5 Fantastic Family Finance TED Talks You Don’t Want To Miss
Sometimes, when we’re on a journey to get our family finances on track, we need to hear some fascinating ideas to spark our interest, or to keep propelling us forward toward our goals. These five family finance TED Talks do just that.
They’re interesting (really – finances can be a fascinating subject!), and they’re relevant to everyday people.
1. How to Buy Happiness
Michael Norton goes against popular opinion in this TED Talk, suggesting that you can buy happiness. You might be surprised at how much you need to spend (or how little), and on whom you need to spend it.
Are you putting yourself first?
Have you given enough to others?
One of the small ways I spend on others is by having craft supplies handy (currently mostly glitter glue, markers, and paint because that’s what my two are into these days). Once they move beyond the random scribbles and blobs of glue stage, we’ll be making princess wands and dinosaur fossils. They get so much joy from the time we spend creating, and that makes me a happy mama.
Drop a comment below. I’d love to hear whether you’ve followed Michael Norton’s advice. How has it improved your happiness?
2. Let’s Raise Kids to be Entrepreneurs
Cameron Herold speaks on his experience growing up in a family of entrepreneurs and the lessons he’s learned along the way. He inspires parents to encourage rather than stifle the entrepreneurial spirit of children.

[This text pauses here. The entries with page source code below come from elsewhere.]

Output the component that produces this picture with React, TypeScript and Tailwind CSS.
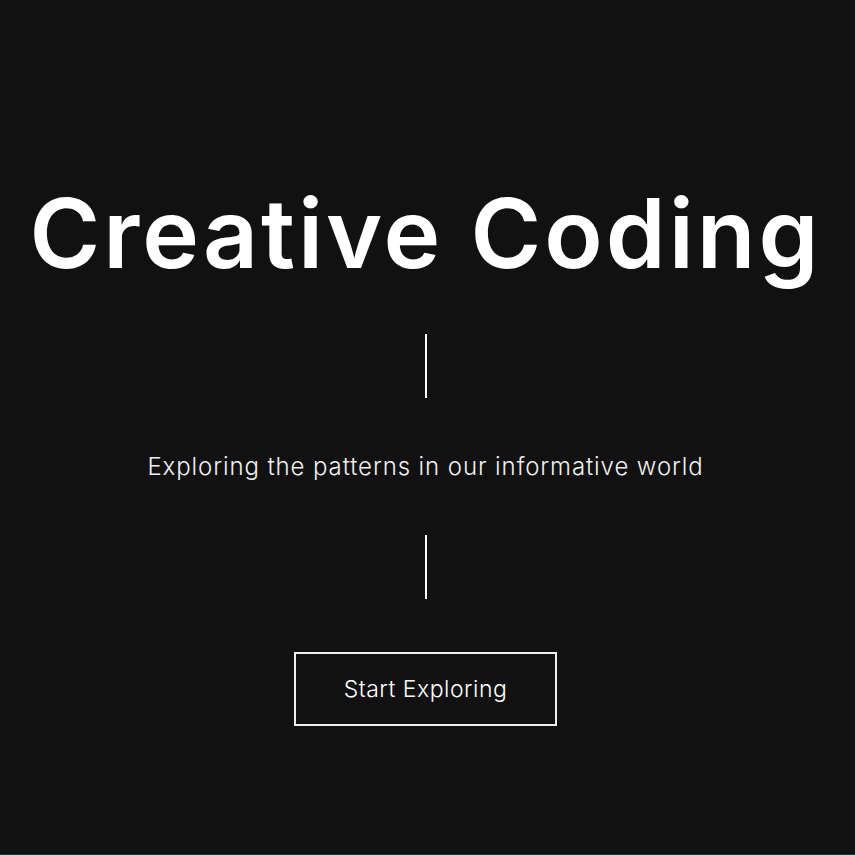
import React from "react";

const Divider: React.FC = () => <div className="w-[2px] h-[64px] bg-white" />;

export default function App() {
  return (
    <div className="h-screen bg-[#111111] text-white border-b border-[#1e3a3a] font-['Inter',sans-serif] overflow-hidden">
      <div className="flex flex-col items-center gap-[53px] pt-[185px] pr-1">
        <h1 className="text-[96px] leading-[96px] font-semibold tracking-[3px] whitespace-nowrap">
          Creative Coding
        </h1>
        <Divider />
        <p className="text-[24px] leading-[31px] font-light tracking-[0.9px] text-[#f0f0f0]">
          Exploring the patterns in our informative world
        </p>
        <Divider />
        <button className="w-[263px] h-[74px] border-2 border-[#eeeeee] flex items-center justify-center text-[23px] font-light tracking-[0.5px]">
          Start Exploring
        </button>
      </div>
    </div>
  );
}
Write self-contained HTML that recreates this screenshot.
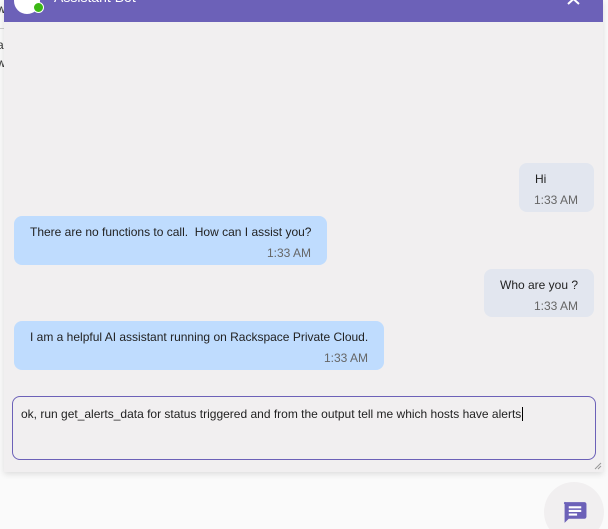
<!DOCTYPE html>
<html><head><style>
html,body{margin:0;width:608px;height:529px;overflow:hidden}
body{background:#fafafa;position:relative;font-family:"Liberation Sans",sans-serif;}
.bgtxt{position:absolute;left:-3px;font-size:12px;color:#333}
.panel{position:absolute;left:4px;top:0;width:599px;height:472px;background:#f1eff0;box-shadow:0 2px 6px rgba(0,0,0,.12);}
.hdr{position:absolute;left:0;top:0;width:100%;height:22px;background:#6c61b8;}
.b{position:absolute;border-radius:8px;font-size:12px;color:#222;}
.b .t{position:absolute;right:16px;font-size:12px;color:#666}
.u{background:#e2e6ef}.a{background:#bfdcfe}
</style></head><body>
<div class="bgtxt" style="top:2px">w</div>
<div class="bgtxt" style="top:38px">al</div>
<div class="bgtxt" style="top:56px">w</div>
<div style="position:absolute;left:0;top:28px;width:5px;height:1px;background:#ccc"></div>
<div class="panel">
<div class="hdr">
 <div style="position:absolute;left:10px;top:-12px;width:26px;height:26px;border-radius:50%;background:#fff"></div>
 <div style="position:absolute;left:29px;top:2px;width:9px;height:9px;border-radius:50%;background:#3cb815;border:1.5px solid #fff"></div>
 <div style="position:absolute;left:50px;top:-11px;color:#fff;font-size:14px">Assistant Bot</div>
 <svg style="position:absolute;left:563px;top:-6px" width="14" height="12"><path d="M1 0L12 10M12 0L1 10" stroke="#fff" stroke-width="2"/></svg>
</div>
<div class="b u" style="left:515px;top:163px;width:75px;height:49px"><span style="position:absolute;left:16px;top:9px">Hi</span><span class="t" style="top:30px">1:33 AM</span></div>
<div class="b a" style="left:10px;top:216px;width:313px;height:49px"><span style="position:absolute;left:16px;top:9px">There are no functions to call.&nbsp; How can I assist you?</span><span class="t" style="top:30px">1:33 AM</span></div>
<div class="b u" style="left:480px;top:269px;width:110px;height:48px"><span style="position:absolute;left:16px;top:9px">Who are you ?</span><span class="t" style="top:30px">1:33 AM</span></div>
<div class="b a" style="left:10px;top:321px;width:370px;height:49px"><span style="position:absolute;left:16px;top:9px">I am a helpful AI assistant running on Rackspace Private Cloud.</span><span class="t" style="top:30px">1:33 AM</span></div>
<div style="position:absolute;left:8px;top:396px;width:582px;height:62px;border:1px solid #6c61b8;border-radius:8px;font-size:12px;color:#222"><span style="position:absolute;left:8px;top:10px">ok, run get_alerts_data for status triggered and from the output tell me which hosts have alerts<span style="border-left:1px solid #000;margin-left:1px"></span></span></div>
<svg style="position:absolute;left:590px;top:462px" width="8" height="8"><path d="M1 7L7 1M4 7L7 4" stroke="#999" stroke-width="1"/></svg>
</div>
<div style="position:absolute;left:544px;top:482px;width:60px;height:60px;border-radius:50%;background:#f1eff0"></div>
<svg style="position:absolute;left:562px;top:500px" width="26" height="25" viewBox="0 0 24 24"><path d="M3 2h18a2 2 0 0 1 2 2v12a2 2 0 0 1-2 2H6l-4 4V4a1 1 0 0 1 1-2z" fill="#6c61b8"/><path d="M6 7h12M6 10.5h12M6 14h8" stroke="#fff" stroke-width="2"/></svg>
</body></html>
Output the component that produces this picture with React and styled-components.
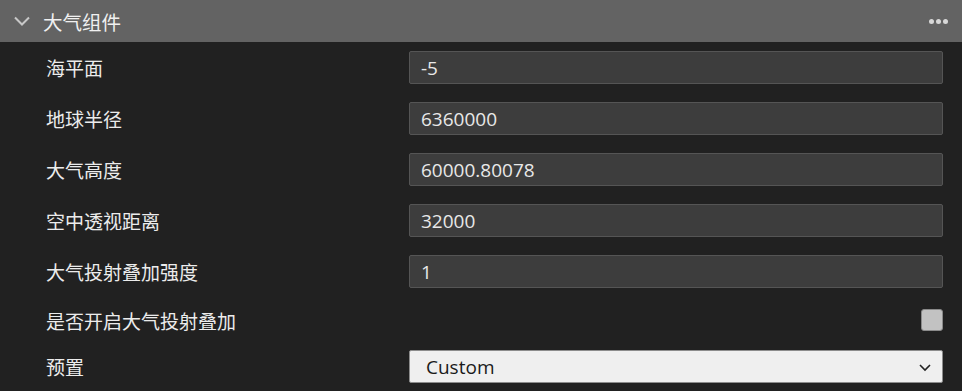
import React from "react";
import styled, { createGlobalStyle } from "styled-components";

const GlobalStyle = createGlobalStyle`
  html, body {
    margin: 0;
    padding: 0;
    background: #212121;
  }
  body {
    font-family: "Noto Sans CJK SC", "Noto Sans", sans-serif;
  }
`;

const Panel = styled.div`
  width: 962px;
  height: 391px;
  background: #212121;
  overflow: hidden;
`;

const Header = styled.div`
  height: 42px;
  background: #636363;
  display: flex;
  align-items: center;
  padding: 0 14px 0 12px;
  color: #f0f0f0;
  font-size: 19.5px;
`;

const Title = styled.span`
  flex: 1;
  margin-left: 11px;
`;

const Dots = styled.div`
  display: flex;
  gap: 2px;
  span {
    width: 5px;
    height: 5px;
    border-radius: 50%;
    background: #d8d8d8;
  }
`;

const Body = styled.div`
  padding: 9px 19px 0 46px;
  display: flex;
  flex-direction: column;
  gap: 18px;
`;

const Row = styled.div`
  display: grid;
  grid-template-columns: 363px 1fr;
  align-items: center;
  height: ${p => p.$h || 33}px;
  margin-top: ${p => p.$mt || 0}px;
`;

const Label = styled.span`
  color: #ececec;
  font-size: 19px;
  line-height: 1;
`;

const Input = styled.div`
  height: 33px;
  box-sizing: border-box;
  background: #3d3d3d;
  border: 1px solid #555555;
  border-radius: 2px;
  display: flex;
  align-items: center;
  padding-left: 11px;
  color: #e8e8e8;
  font-family: "Open Sans", "Noto Sans", sans-serif;
  font-size: 19px;
`;

const Check = styled.div`
  justify-self: end;
  width: 22px;
  height: 22px;
  box-sizing: border-box;
  background: #c2c2c2;
  border: 1px solid #8a8a8a;
  border-radius: 3px;
`;

const Select = styled.div`
  height: 33px;
  box-sizing: border-box;
  background: #efefef;
  border: 1px solid #8c8c8c;
  border-radius: 2px;
  display: flex;
  align-items: center;
  justify-content: space-between;
  padding: 0 10px 0 16px;
  color: #1a1a1a;
  font-family: "Open Sans", "Noto Sans", sans-serif;
  font-size: 19px;
`;

const fields = [
  ["海平面", "-5"],
  ["地球半径", "6360000"],
  ["大气高度", "60000.80078"],
  ["空中透视距离", "32000"],
  ["大气投射叠加强度", "1"],
];

export default function App() {
  return (
    <Panel>
      <GlobalStyle />
      <Header>
        <svg width="20" height="20" viewBox="0 0 20 20">
          <path d="M3 6.5 L10 13.5 L17 6.5" fill="none" stroke="#c8c8c8" strokeWidth="2" />
        </svg>
        <Title>大气组件</Title>
        <Dots>
          <span />
          <span />
          <span />
        </Dots>
      </Header>
      <Body>
        {fields.map(([label, value]) => (
          <Row key={label}>
            <Label>{label}</Label>
            <Input>{value}</Input>
          </Row>
        ))}
        <Row $h={22} $mt={3}>
          <Label>是否开启大气投射叠加</Label>
          <Check />
        </Row>
        <Row $mt={1}>
          <Label>预置</Label>
          <Select>
            Custom
            <svg width="14" height="10" viewBox="0 0 14 10">
              <path d="M2 3 L7 8 L12 3" fill="none" stroke="#222" strokeWidth="1.6" />
            </svg>
          </Select>
        </Row>
      </Body>
    </Panel>
  );
}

In my opinion, he’s a little heavy on the emphasis of making money, and light on how to use that money to be a compassionate, community citizen, but as long as you’re imparting your personal values along the way, I’m certain we can all learn a lesson about the ingenuity of children by allowing them to follow their ideas.
Do your kids have the creative problem solving tactics of an entrepreneur?
Have they started any money-making ventures? How did you guide them in that process? What lessons did they learn along the way? Share in the comments below.
3. How I Learned to Read – And Trade Stocks – In Prison
Though the title might have some shock-value, Curtis Carroll uses his real-life experience to encourage others to be more financially savvy.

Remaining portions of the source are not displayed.